Nebraska’s leading economic indicator rose in January, according to the most recent report from the University of Nebraska–Lincoln. The indicator, designed to predict economic activity six months into the future, increased 1.29%.
“The leading indicator has been mixed in recent months, declining in some months but rising in others,” said economist Eric Thompson, director of the Bureau of Business Research, department chair and K.H. Nelson Professor of Economics. “This pattern suggests slow growth in the state economy during the first half of 2023.”
The six components of the indicator are business expectations, building permits for single-family homes, airline passenger counts, initial claims for unemployment insurance, the value of the U.S. dollar and manufacturing hours worked.
Most components of the leading indicator improved during January.
Manufacturing hours worked expanded.
“There has been sustained growth in Nebraska manufacturing, given its ties to food markets and agriculture,” Thompson said.
The value of the U.S. dollar also declined in January for the third consecutive month.

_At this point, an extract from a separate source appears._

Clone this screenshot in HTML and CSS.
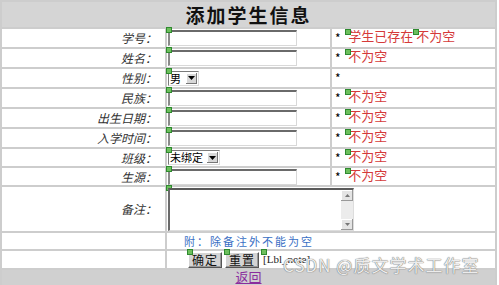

“A declining dollar improves the position of manufacturers, agricultural producers and other Nebraska businesses that compete in international markets,” Thompson said.
Given areas of strength in the state economy, initial claims for unemployment insurance fell in Nebraska during the month.
Airline passenger counts and building permits for single-family homes also grew in January.
“These improvements, however, primarily reflect a rebound from a weak December rather than a sustained expansion,” Thompson said.